His lips curved faintly, the ghost of a smile that wasn’t soft at all. "You’re insane."


"Thank you," Lucas said, plucking a fry like he’d just complimented him. "Now, are you going to give me something useful, or do we keep flirting until Trevor and Dax both break down the door?"


Mia choked. "Flirting?!"


Chris raised a brow, finally letting the edge of amusement cut through the tension. "You don’t even know me, and yet you think you can play this game?"


Lucas’s grin widened, dangerous and amused. "I don’t think, Chris. I know."


Chris leaned back, steady again, black eyes cool and sharp. Then, at last, he spoke. "Back when I was still in Palatine, there was only one clinic far enough from home not to raise questions. Discreet. Private. They didn’t ask who you are, only that they were paid. If Mia’s clever enough, she’ll know the place."
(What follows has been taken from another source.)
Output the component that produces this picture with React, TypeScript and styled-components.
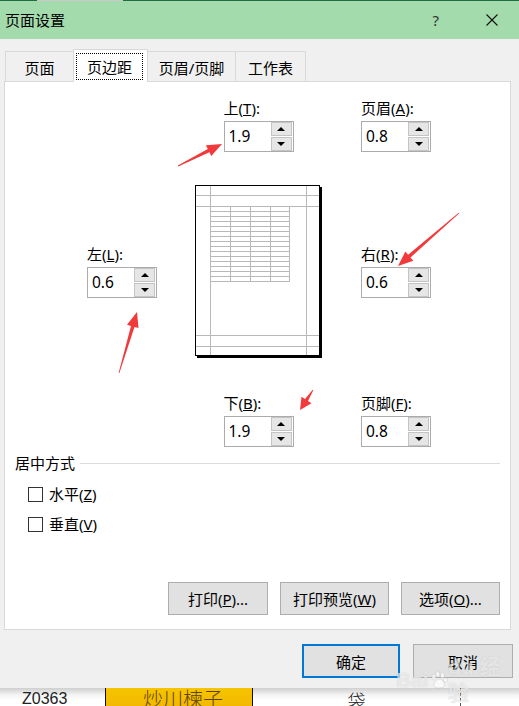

Mia went still, her expression flickering with realization and guilt.


"That’s as much as you’ll get," Chris said, tone low and final. "If you’re as clever as you claim, it’s enough."


Lucas’s grin widened, infuriatingly smug. "See? I knew you had manners buried under all that frost."


Chris’s eyes darkened. "Don’t mistake a breadcrumb for trust."


"Of course not," Lucas purred. "But breadcrumbs are enough to lure wolves."


Mia’s phone buzzed a second later, and her groan told him exactly what happened before he even heard his own notification.


Lucas raised his phone in mock salute. "Congratulations. You’re now officially in a group chat. Members: you, me, Serathine, Cressida, and Mia. The name’s Glass Crackers. I advise being careful about what you write because Dax would verify it."


Mia buried her face in her hands. "He’s going to kill us both."


Chris stared at the screen for a long, unmoving moment. Then, faintly, almost too soft to notice, his mouth curved again. Whether it was amusement or a cold threat, even he couldn’t tell.


"You’re insane," he said again.


Lucas’s smirk returned. "Insane is effective. Now every time you find a crack in Dax’s cage, you’ve got a lifeline. You decide whether to use it. Choice is yours."


Chris exhaled, leaning back into the chair. His reflection flickered in the black screen, unreadable.


"We’ll see," he said quietly and ended the call.